Monday, November 20, 2017

COLUMN: Hallmark Christmas


I'm not sure how it happened. I didn't want it to happen. I should have known better than to let it happen. It's days before Thanksgiving, but somehow I'm feeling -- (gulp) -- festive.

I love the holiday season. BUT IT HASN'T STARTED YET. When I was a kid, we had Halloween, we had Christmas, and somewhere inbetween we had that day where you eat too much.

Then things changed. Retailers weren't satisfied with just ONE month of blitzkrieg yuletide shopping. Nowadays, Christmas displays start firing up before Halloween candy has left the shelves. Leaves are still turning on my trees, but Mix 96 is already blaring Christmas music. Our three holidays have been morphed into a melange of Thanksmasoween.

I love Christmas -- but with clenched teeth and Grinch-like stubbornness, I will not love it until December. Or so I thought.

It wasn't my fault. I had a LOT of stuff to do last Sunday, and I was trying my best to find my productive side. It's just that my house is SUPER weird and quiet without a TV on, so I absent-mindedly channel-flipped to HBO for some background noise while I worked on my to-do list.

But then I noticed something. Banal dialogue... thin plotlines... washed up C-level actors... an overly saccharine soundtrack. OHH NOOOOOOOOOOOOOOO!

This wasn't HBO. I was on -- The Hallmark Channel.

I don't know when Hallmark switches to 24/7 Christmas movies. My guess is mid-July. For all I know, maybe they just ALWAYS run Christmas movies. They're low-budget, formulaic, predictable, undeniably awful... and addictive as heroin. How do I know? I just sat through SIX of them.

And it was basically the same movie six times in a row. The only thing that changes is the setting and the failed 90's actor in the starring role. It's always the same plot:

We meet him/her, who is usually but not always Full House's Candace Cameron-Bure or Party of Five's Lacey Chabert. It's the holiday season, but he/she barely notices, thanks to the distraction of (a) his/her important and time-consuming job, (b) his/her louse of a boy/girlfriend, or (c) being a single mom or dad to a precocious and overly-talkative child.

He/she invariably is in a hurry to get somewhere. Then, due to either (a) a twist of fate, (b) a wrong turn, or (c) a helpful nudge from a ghost and/or angel who is usually but not always William Shatner, he/she finds him/herself stuck in a small town that looks like any number of Norman Rockwell paintings.

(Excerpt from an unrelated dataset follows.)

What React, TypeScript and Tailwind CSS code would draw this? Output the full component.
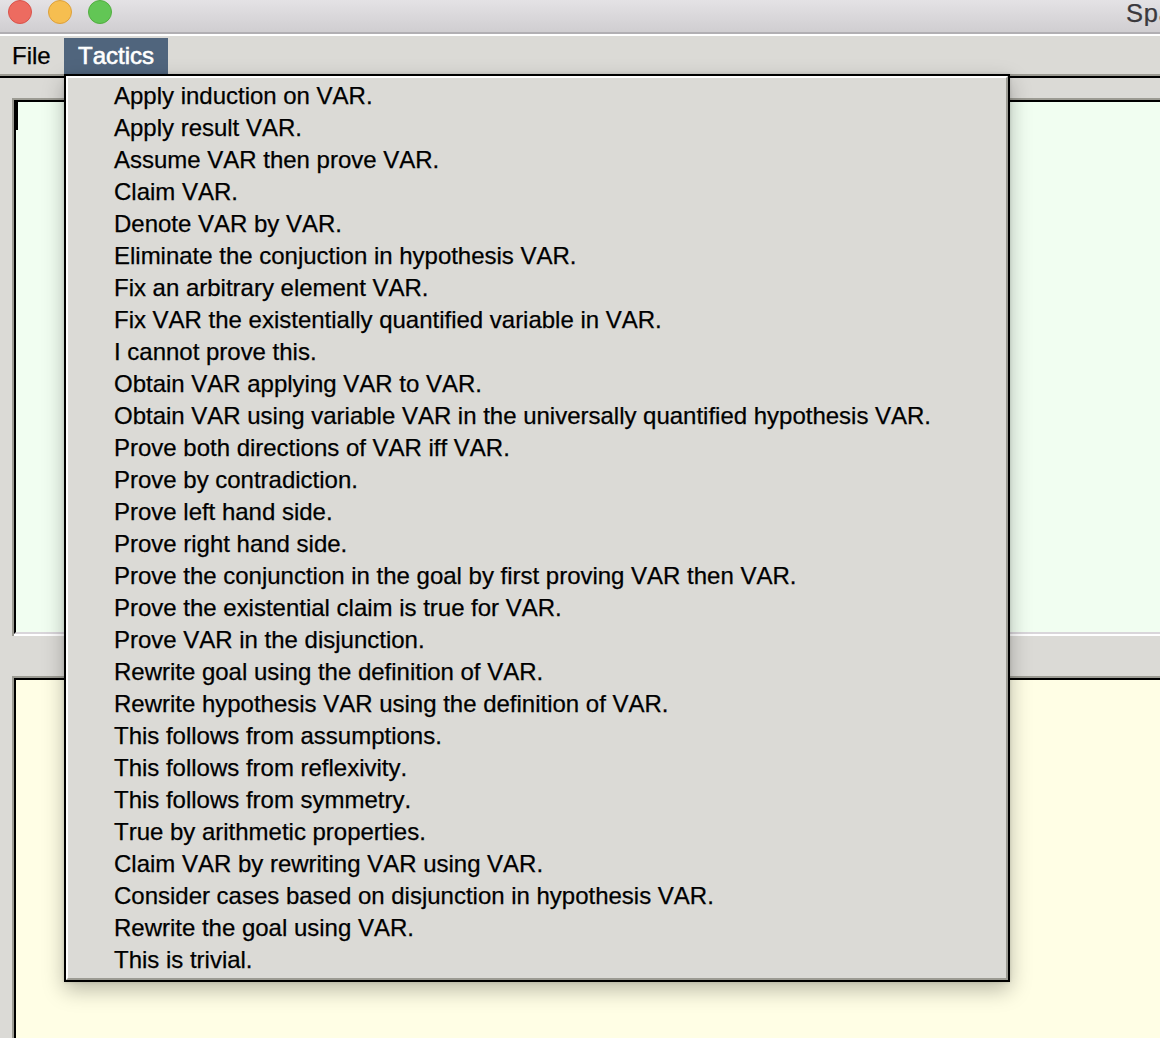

There they will find the following: (a) a wise-cracking waitress and/or mechanic who will inevitably become their best friend by the end of the movie, (b) the magic of Christmas, and (c) their soulmate, who is always either struggling to get by, or struggling to get by because they're a single mom/dad to a precocious and overly-talkative child. They will meet, they will fall in love, someone will learn the true meaning of Christmas, and somehow the family farm and/or business will be saved from bankruptcy.

Lessons will always be learned, love will always prevail, fake snow will always fall. The title must include the word Christmas: "Love You Like Christmas," "Just in Time for Christmas," "Christmas Done Right," "Christmas Done Wrong," "Christmas 2: Electric Boogaloo," "Harry Potter and the Goblet of Christmas," it honestly doesn't matter.

But for some reason, I can't stop watching them and I don't know why. It's not as if they're nail biters. I'm not sitting there going, "Will she ever find true happiness?" There's no other possible outcome. No Hallmark Channel movie will ever end with the script notes of, "...and then she dies. The camera zooms in on a single tear rolling down the face of the precocious and overly-talking child -- for she now knows that Christmas is a lie."

After ten minutes of watching, you feel ridiculous. After two hours of watching, you can't fight off the warm fuzzies. And after watching insipid Hallmark Christmas movies for twelve hours? Well, what happened then in my house, they say, is that Shane's small heart grew three sizes that day. It didn't help that I looked outside at noon to see giant Rockwellian snowflakes floating from the sky like holiday magic. Within hours, I had already dragged out the first of my Christmas decorations.

I suppose it could be worse. I could be one of the writers who spends their summer months dreaming up these heart-warming atrocities. I could be an actor having to walk through fake snow in mid-July pretending it's Christmas. I may have found some premature holiday magic this year, but it's not my fault. Blame Hallmark. Blame the guy who turned my TV to the wrong channel. I presume it was William Shatner.